Une violence dont la maire a subi les conséquences. Cette dernière a déposé plainte après avoir reçu un mail anonyme comportant des menaces. En 2023, 69 % des maires déclaraient avoir subi des incivilités, contre 53 % en 2020. D’autres violences ont été commises à leur égard comme des injures et des insultes (39 %), des attaques sur les réseaux sociaux (27 %) et du harcèlement moral (19 %). Quelques mètres plus loin, c’est un discours plus nuancé que porte Marius Hugon. À Porta, le maire déclare ne pas avoir de problèmes : « On est tranquille, le fait que le village soit en retrait, on est épargné ».

« 400 000 normes » à appliquer 

Une autre doléance exprimée par les élus est la lourdeur administrative. « Il y a toujours des obligations, des exigences, de nouvelles normes, de nouvelles demandes », déplore Jacqueline Irles. Même son de cloche de la part d’Edmond Jorda : « Chaque maire est confronté à l’application de « 400 000 normes « ». Selon ce dernier, également maire de Sainte-Marie-la-Mer, les maires sont devenus des « sortes de sous-traitants des politiques publiques de l’État ».

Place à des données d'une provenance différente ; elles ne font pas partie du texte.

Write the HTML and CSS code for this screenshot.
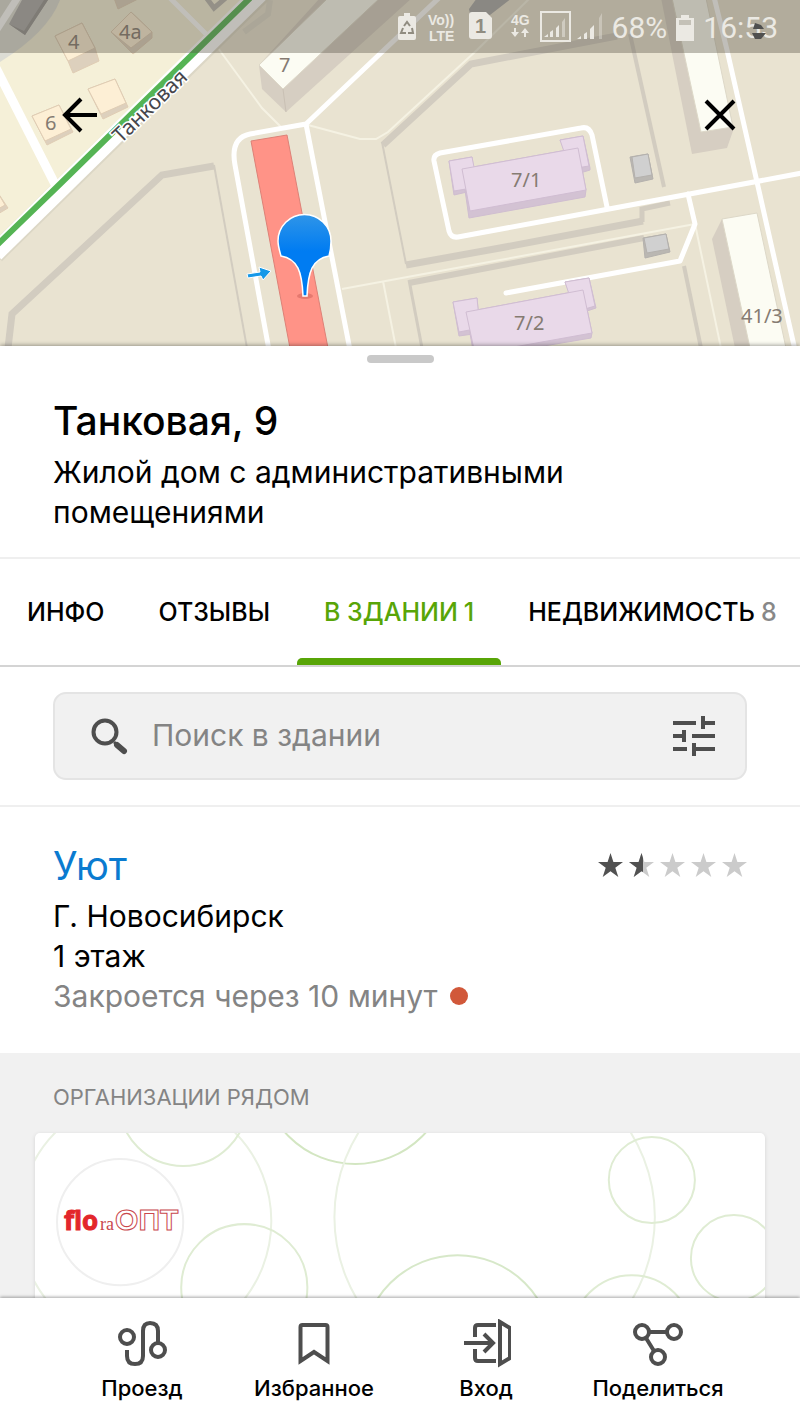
FILE: index.html
```html
<!DOCTYPE html>
<html lang="ru">
<head>
<meta charset="utf-8">
<meta name="viewport" content="width=device-width, initial-scale=1">
<title>Танковая, 9</title>
<link rel="stylesheet" href="styles.css">
</head>
<body>
<div class="app">
  <header class="map">
    <svg class="map-canvas" viewBox="0 0 800 346" preserveAspectRatio="xMidYMid slice" role="img" aria-label="Карта">
      <defs>
        <linearGradient id="pin" x1="0" y1="0" x2="0" y2="1"><stop offset="0" stop-color="#2f95e8"/><stop offset=".45" stop-color="#007cf2"/><stop offset="1" stop-color="#007cf2"/></linearGradient>
      </defs>
      <rect width="800" height="346" fill="#e9e3d1"/>
      <path d="M0 0H249L0 243Z" fill="#f5f0d8"/>
      <path d="M0 0H60Q48 32 0 62Z" fill="#dcdcd4"/>
      <path d="M-4 31L18-3" stroke="#fff" stroke-width="7"/>
      <path d="M9 24L22 0H48L25 35Z" fill="#aaa9a9"/><path d="M9 24L24 31L44 0H48L25 35Z" fill="#959391"/>
      <!-- fences -->
      <g fill="none" stroke="#d2ccc0">
        <path d="M8 348L12 314L162 175L214 166" stroke-width="7"/>
        <path d="M214 165L247 348" stroke-width="2"/>
        <path d="M383 145L471 64L617 36" stroke-width="7"/>
        <path d="M382 142L406 264" stroke-width="2"/>
        <path d="M406 265L500 248L643 221" stroke-width="7"/>
        <path d="M642 222V209L670 203" stroke-width="5"/>
        <path d="M644 238L409 283" stroke-width="6"/>
        <path d="M409 280L422 348" stroke-width="3"/>
        <path d="M630 34L664 187" stroke-width="4"/>
        <path d="M684 266L701 348" stroke-width="4"/>
        <path d="M205-4L214 8L228-4" stroke="#b8b5af" stroke-width="5"/>
        <path d="M244 32L268 14L270 0" stroke="#ddd9ca" stroke-width="6"/>
      </g>
      <!-- footpaths -->
      <g fill="none" stroke="#f5f2e3" stroke-width="2">
        <path d="M218 48L262 108L281 127M308 125L360 139H376L388 132L477 50L532-4M342 289L500 260L695 224M383 281L396 348M695 224L721 348"/>
      </g>
      <!-- roads -->
      <g fill="none" stroke="#fff" stroke-linejoin="round">
        <path d="M-5 254L262-7" stroke="#dcd7c6" stroke-width="20"/>
        <path d="M-5 253L260-7" stroke-width="18"/>
        <path d="M-4 68L57 188" stroke-width="9"/>
        <path d="M170-2L208 36" stroke-width="5"/>
        <path d="M269 350L235 165Q230 138 250 134L306 124L441-4M306 124L350 350" stroke-width="5"/>
        <path d="M607 207L592 135Q589 126 581 128L440 153Q433 155 434 161L449 231Q451 238 458 237L550 220L802 173" stroke-width="5"/>
        <path d="M506 293L680 261L695 224L688 194" stroke-width="5" stroke-linecap="round"/>
        <path d="M714-3L727 50L757 182L795 350" stroke-width="5"/>
      </g>
      <path d="M-4 246L60 184L250-2" stroke="#55b454" stroke-width="6" fill="none"/>
      <!-- small houses -->
      <g stroke="#e0cdb4" stroke-width="1">
        <path d="M55 36L68 61L73 73L99 61L95 48L82 23Z" fill="#ddd0bd"/><path d="M55 36L82 23L95 48L68 61Z" fill="#fdefd5"/>
        <path d="M111 32L133 54L152 38V32L131 12Z" fill="#ddd0bd"/><path d="M131 12L152 32L131 48L111 32Z" fill="#fdefd5"/>
        <path d="M114-2L118 9L140-2Z" fill="#ddd0bd"/>
        <path d="M88 89L103 119L128 107L115 79Z" fill="#ddd0bd"/><path d="M88 89L115 79L126 103L101 114Z" fill="#fdefd5"/>
        <path d="M32 116L47 145L73 132L59 105Z" fill="#ddd0bd"/><path d="M32 116L59 105L71 129L45 141Z" fill="#fdefd5"/>
        <path d="M-2 193L8 208L-2 214Z" fill="#ddd0bd"/><path d="M-2 193L5 205L-2 209Z" fill="#fdefd5"/>
      </g>
      <!-- tall houses -->
      <g fill="#d6cec2">
        <path d="M259 65L262 89L286 112L412-2H320Z"/>
        <path d="M661-2L692 154L727 148L734 128L701-2Z"/>
        <path d="M712 239L722 219L760 348H735Z"/>
      </g>
      <path d="M286 112L283 89L259 65" fill="none" stroke="#c9c0b4"/>
      <g fill="#fcfcf3" stroke="#ddd8c8" stroke-width="1">
        <path d="M259 65L283 89L380-2H328Z"/>
        <path d="M672-2L701 132L733 127L706-2Z"/>
        <path d="M722 219L757 213L786 348H750Z"/>
      </g>
      <path d="M469 9L477-2H512L490 15L470 14Z" fill="#a9a8a8"/>
      <!-- public buildings -->
      <g stroke="#cfbdd0" stroke-width="1" fill="#d3c2d3">
        <path d="M449 161L454 195L476 190L472 157Z"/><path d="M560 140L583 136L590 168V170L580 173Z"/><path d="M462 169L469 218L585 197L586 190L578 148Z"/>
        <path d="M453 302L459 336L480 333L477 298Z"/><path d="M565 282L589 278L596 308L578 314Z"/><path d="M466 312L473 350H520L591 338L592 333L583 290Z"/>
      </g>
      <g stroke="#d0bdd2" stroke-width="1" fill="#e9d9e9">
        <path d="M449 161L472 157L478 187L454 191Z"/><path d="M560 140L583 136L589 166L570 169Z"/><path d="M462 169L578 148L586 190L470 211Z"/>
        <path d="M453 302L477 298L480 328L459 332Z"/><path d="M565 282L589 278L595 306L575 312Z"/><path d="M466 312L583 290L592 333L475 354Z"/>
      </g>
      <g stroke="#b4b1ad" stroke-width="1">
        <path d="M630 157L635 183L653 179L648 154Z" fill="#bab7b2"/><path d="M632 157L648 154L652 175L635 178Z" fill="#d0d0d0"/>
        <path d="M643 238L645 258L670 252L666 234Z" fill="#bab7b2"/><path d="M644 238L666 234L669 249L647 253Z" fill="#d0d0d0"/>
      </g>
      <path d="M251 141L287 135L328 348H290Z" fill="#ff9387" stroke="#dd8177"/>
      <!-- entrance and pin -->
      <path d="M247 274L260 272L259 267L271 271L263 280L261 276L248 278Z" fill="#1598e8" stroke="#fff" stroke-width="1"/>
      <ellipse cx="305" cy="296" rx="8" ry="3" fill="#e5796f"/>
      <path d="M303 296C302 272 298 259 281 256C279 249 278 246 278 241A26.500 26.500 0 0 1 331 241C331 246 331 249 329 256C312 259 308 272 307 296Z" fill="url(#pin)" stroke="#fff" stroke-width="1.500"/>
      <!-- labels -->
      <g class="map-label">
        <text x="68" y="49">4</text><text x="119" y="39">4а</text><text x="45" y="130">6</text><text x="279" y="72">7</text>
        <text x="511" y="187">7/1</text><text x="514" y="330">7/2</text><text x="741" y="323">41/3</text>
        <text class="street" transform="translate(121 144) rotate(-44)">Танковая</text>
      </g>
    </svg>
    <div class="status">
      <svg class="status-icons" viewBox="0 0 210 34" aria-hidden="true">
        <path d="M6 5H8V2H14V5H18Q20 5 20 7V27Q20 29 18 29H4Q2 29 2 27V7Q2 5 4 5Z" fill="currentColor"/>
        <path d="M8 15L11 11L14 15M16 17L17 22H12M10 22H5L7 17" fill="none" stroke="#908c80" stroke-width="2"/>
        <g class="status-mini"><text x="32" y="14">Vo))</text><text x="33" y="30">LTE</text><text x="115" y="14">4G</text></g>
        <path d="M76 1H90L96 7V25Q96 28 93 28H76Q73 28 73 25V4Q73 1 76 1Z" fill="currentColor"/>
        <text class="status-sim" x="79" y="22">1</text>
        <path d="M118 17V21H115L119 26L123 21H120V17ZM128 26V22H125L129 17L133 22H130V26Z" fill="currentColor"/>
        <rect x="145" y="1" width="29" height="29" fill="none" stroke="currentColor" stroke-width="2"/>
        <path d="M148 26H152V23ZM154 26H157V19L154 21ZM160 26H163V14L160 17Z" fill="currentColor"/>
        <path d="M166 26H169V7L166 11Z" fill="currentColor" opacity=".5"/>
        <path d="M181 28H185V25ZM188 28H191V21L188 23ZM194 28H198V14L194 18Z" fill="currentColor"/>
        <path d="M203 28H206V2L203 7Z" fill="currentColor" opacity=".4"/>
      </svg>
      <span>68%</span>
      <svg class="battery" viewBox="0 0 18 28" aria-hidden="true"><path d="M0 4H5V1H13V4H18V27H0Z" fill="currentColor"/><path d="M3 6H15V11H3Z" fill="#aaa69a" opacity=".6"/></svg>
      <span class="clock">16:53</span>
      <svg class="speck" viewBox="0 0 18 20" aria-hidden="true"><path d="M5 2L11 4L14 8H3ZM2 12H16L11 18H5Z" fill="#50504f"/></svg>
    </div>
    <div class="map-actions">
      <button type="button" aria-label="Назад"><svg viewBox="0 0 36 36"><path d="M35 18H3M19 2L3 18L19 34" fill="none" stroke="#000" stroke-width="4"/></svg></button>
      <button type="button" aria-label="Закрыть"><svg viewBox="0 0 36 36"><path d="M4 4L32 32M32 4L4 32" fill="none" stroke="#000" stroke-width="4"/></svg></button>
    </div>
  </header>

  <main class="sheet">
    <div class="handle"></div>
    <section class="heading">
      <h1>Танковая, 9</h1>
      <p>Жилой дом с административными помещениями</p>
    </section>
    <nav class="tabs" aria-label="Разделы">
      <a href="#info">ИНФО</a>
      <a href="#reviews">ОТЗЫВЫ</a>
      <a href="#inside" class="active" aria-current="page">В ЗДАНИИ<span class="count">1</span></a>
      <a href="#estate">НЕДВИЖИМОСТЬ<span class="count">8</span></a>
    </nav>
    <form class="search-row">
      <div class="search">
        <svg class="search-icon" viewBox="0 0 38 38" aria-hidden="true"><circle cx="15" cy="15" r="11.500" fill="none" stroke="#4e4e4e" stroke-width="4"/><path d="M24 25L34 34" stroke="#4e4e4e" stroke-width="3"/><path d="M27 28L34 34" stroke="#4e4e4e" stroke-width="6" stroke-linecap="round"/></svg>
        <input type="search" placeholder="Поиск в здании" aria-label="Поиск в здании">
        <button type="button" aria-label="Фильтры"><svg viewBox="0 0 42 40"><path d="M0 7H23M29 7H42M30 0V13M0 20H12M19 20H42M11 14V26M0 33H14M20 33H42M21 27V40" fill="none" stroke="#4e4e4e" stroke-width="4"/></svg></button>
      </div>
    </form>
    <article class="place">
      <div class="place-top">
        <h2><a href="#uyut">Уют</a></h2>
        <svg class="stars" viewBox="0 0 149 26" role="img" aria-label="Оценка 1,5 из 5">
          <defs><path id="star" d="M12.500 0L15.400 9H25L17.300 14.700L20.300 24L12.500 18.300L4.700 24L7.700 14.700L0 9H9.600Z"/></defs>
          <use href="#star" fill="#515151"/>
          <use href="#star" x="31" fill="#cbcbcb"/><path d="M43.500 0L45 5V19L43.500 18.300L35.700 24L38.700 14.700L31 9H40.600Z" fill="#515151"/>
          <use href="#star" x="62" fill="#cbcbcb"/><use href="#star" x="93" fill="#cbcbcb"/><use href="#star" x="124" fill="#cbcbcb"/>
        </svg>
      </div>
      <p>Г. Новосибирск</p>
      <p>1 этаж</p>
      <p class="closing"><span>Закроется через 10 минут</span><i class="dot"></i></p>
    </article>
    <section class="nearby">
      <h3>ОРГАНИЗАЦИИ РЯДОМ</h3>
      <a class="card" href="#flora" aria-label="floraОПТ">
        <svg viewBox="0 0 729 200" preserveAspectRatio="xMinYMin slice">
          <g fill="none" stroke="#dfecd3" stroke-width="2">
            <circle cx="110" cy="88" r="126" stroke="#eaf1e3"/>
            <circle cx="148" cy="-31" r="64"/>
            <circle cx="320" cy="-63" r="94" stroke="#d3e6c2"/>
            <circle cx="459" cy="84" r="160" stroke="#eaf1e3"/>
            <circle cx="209" cy="154" r="63"/>
            <circle cx="422" cy="217" r="95" stroke="#d7e8c9"/>
            <circle cx="616" cy="47" r="43"/>
            <circle cx="698" cy="125" r="43"/>
            <circle cx="596" cy="202" r="60"/>
          </g>
          <circle cx="85" cy="89" r="63" fill="#fff" stroke="#efefef" stroke-width="2"/>
          <text class="logo-flo" x="29" y="97">flo</text>
          <text class="logo-ra" x="65" y="97">ra</text>
          <text class="logo-opt" x="80" y="97">ОПТ</text>
        </svg>
      </a>
    </section>
  </main>

  <nav class="bottom" aria-label="Действия">
    <button type="button">
      <svg viewBox="0 0 50 50"><g fill="none" stroke="#4e4e4e" stroke-width="4"><circle cx="10" cy="18" r="7"/><circle cx="41" cy="31" r="7"/><path d="M10 31V37Q10 45 18 45Q26 45 26 37V12Q26 4 33 4Q41 4 41 12V24"/></g></svg>
      <span>Проезд</span>
    </button>
    <button type="button">
      <svg viewBox="0 0 50 50"><path d="M11.500 42V8Q11.500 6 13.500 6H36.500Q38.500 6 38.500 8V42L25 33Z" fill="none" stroke="#4e4e4e" stroke-width="4"/></svg>
      <span>Избранное</span>
    </button>
    <button type="button">
      <svg viewBox="0 0 50 50"><g fill="none" stroke="#4e4e4e" stroke-width="4"><path d="M35 6H17Q14 6 14 9V18M14 30V39Q14 42 17 42H35M3 24H32M23 15L32 24L23 33M39 3L49 9V39L39 45Z"/></g></svg>
      <span>Вход</span>
    </button>
    <button type="button">
      <svg viewBox="0 0 50 50"><g fill="none" stroke="#4e4e4e" stroke-width="4"><circle cx="9" cy="13" r="7"/><circle cx="41" cy="13" r="7"/><circle cx="25" cy="38" r="7"/><path d="M16 13H34M13 19L21 32"/></g></svg>
      <span>Поделиться</span>
    </button>
  </nav>
</div>
</body>
</html>
```
FILE: styles.css
```css
* { box-sizing: border-box; }
body { margin: 0; background: #fff; color: #000; font: 30px/40px Inter, "Liberation Sans", sans-serif; }
h1, h2, h3, p { margin: 0; font-weight: 400; }
a { color: inherit; text-decoration: none; }
button { padding: 0; border: 0; background: none; color: inherit; font: inherit; cursor: pointer; }
svg { display: block; }

.app { display: flex; flex-direction: column; height: 100vh; overflow: hidden; }

.map { position: relative; flex: none; }
.map-canvas { width: 100%; height: 346px; }
.map-label { fill: #857b72; font: 20px "Noto Sans", sans-serif; paint-order: stroke; }
.street { fill: #46464c; stroke: #fff; stroke-width: 3px; font-size: 21px; }
.status { position: absolute; inset: 0 0 auto; display: flex; align-items: center; justify-content: flex-end; height: 53px; padding: 3px 22px 0 0; background: rgb(90 84 72 / 38%); color: #ebe9e3; font: 30px/40px Roboto, sans-serif; }
.status-icons { width: 210px; height: 34px; margin-right: 6px; }
.status-mini { fill: currentColor; font: 700 14px "Liberation Sans", sans-serif; }
.status-sim { fill: #908c80; font: 700 20px "Liberation Sans", sans-serif; }
.battery { width: 18px; height: 28px; margin: 0 9px; }
.speck { position: absolute; right: 32px; top: 21px; width: 18px; height: 20px; }
.map-actions { position: absolute; inset: 97px 62px auto; display: flex; justify-content: space-between; }
.map-actions svg { width: 36px; height: 36px; }

.sheet { position: relative; flex: 1; min-height: 0; overflow: hidden; background: #fff; box-shadow: 0 -1px 4px rgb(0 0 0 / 35%); }
.handle { width: 67px; height: 8px; margin: 9px auto 0; border-radius: 4px; background: #c9c9c9; }
.heading { padding: 32px 53px 25px; border-bottom: 2px solid #efefef; }
h1 { margin-bottom: 5px; font-size: 39px; line-height: 52px; font-weight: 500; }

.tabs { display: flex; position: relative; height: 108px; overflow: hidden; border-bottom: 2px solid #d4d4d4; font-size: 25px; font-weight: 500; }
.tabs a { flex: none; padding: 33px 27px 0; white-space: nowrap; }
.tabs .active { position: relative; color: #58a507; }
.tabs .active::after { content: ""; position: absolute; inset: auto 0 0; height: 7px; border-radius: 5px 5px 0 0; background: #58a507; }
.count { margin-left: 6px; color: #888; }
.active .count { color: inherit; }

.search-row { padding: 25px 53px; border-bottom: 2px solid #efefef; }
.search { display: flex; align-items: center; height: 88px; padding: 0 30px 0 35px; border: 2px solid #e4e4e4; border-radius: 13px; background: #f1f1f1; }
.search-icon { flex: none; width: 38px; height: 38px; margin-right: 24px; }
.search input { flex: 1; min-width: 0; padding: 0 0 2px; border: 0; outline: 0; background: none; font: inherit; }
.search input::placeholder { color: #848484; opacity: 1; }
.search button svg { width: 42px; height: 40px; }

.place { padding: 35px 53px 37px; }
.place-top { display: flex; align-items: center; justify-content: space-between; margin-bottom: 6px; }
h2 { font-size: 39px; line-height: 48px; color: #0a7bd0; }
.stars { width: 149px; height: 26px; }
.closing { display: flex; align-items: center; gap: 12px; color: #848484; }
.dot { width: 18px; height: 18px; border-radius: 50%; background: #d1583a; }

.nearby { padding: 24px 35px 0; background: #f1f1f1; }
h3 { margin: 0 18px 16px; color: #848484; font-size: 22px; }
.card { display: block; overflow: hidden; border-radius: 5px; background: #fff; box-shadow: 0 1px 4px rgb(0 0 0 / 12%); }
.card svg { width: 100%; height: 200px; }
.logo-flo { fill: #e3262b; stroke: #e3262b; stroke-width: 1px; font: 700 26px "Open Sans", sans-serif; }
.logo-ra { fill: #c9474c; stroke: #c9474c; font: 18px "Liberation Serif", serif; stroke-width: 0; }
.logo-opt { fill: #fff; stroke: #c9474c; stroke-width: 1px; font: 700 30px "Liberation Sans", sans-serif; }

.bottom { position: relative; flex: none; display: flex; padding: 21px 56px 19px; background: #fff; box-shadow: 0 -1px 3px rgb(0 0 0 / 35%); }
.bottom button { flex: 1; display: flex; flex-direction: column; align-items: center; gap: 4px; font-size: 22px; font-weight: 500; line-height: 30px; }
.bottom svg { width: 50px; height: 50px; }
```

Une administration qui est d’autant plus complexe à gérer dans les petites communes. David Planas, explique que dans certains villages, « Il n’y a que le maire, le secrétaire et peut-être un employé. Dans ces cas-là, il faut tout gérer ». Un constat similaire de la part de son homologue de Porta : « Dans ma commune, j’ai des employés techniques, des secrétaires. Je connais des communes de même taille, où il y a un secrétariat, seulement deux fois par semaine ».

La question de l’indemnisation pose aussi problème. Selon l’Observatoire de la démocratie de proximité, en 2024, 48 % des maires estimaient que le salaire qui leur est versé est insuffisant. Un sentiment grandissant lorsque l’on sait que ce pourcentage était de 25 % en 2020. Le président de l’AMF 66 déclare à ce sujet : « Il faut avoir des indemnités à la hauteur de notre engagement et de nos responsabilités ».

À un an des élections municipales, certains maires choisissent de ne pas renouveler leur mandat. C’est notamment le cas de Laurent Leygue, maire d’Estavar, qui, à cause des conditions de travail ne se représentera en 2026.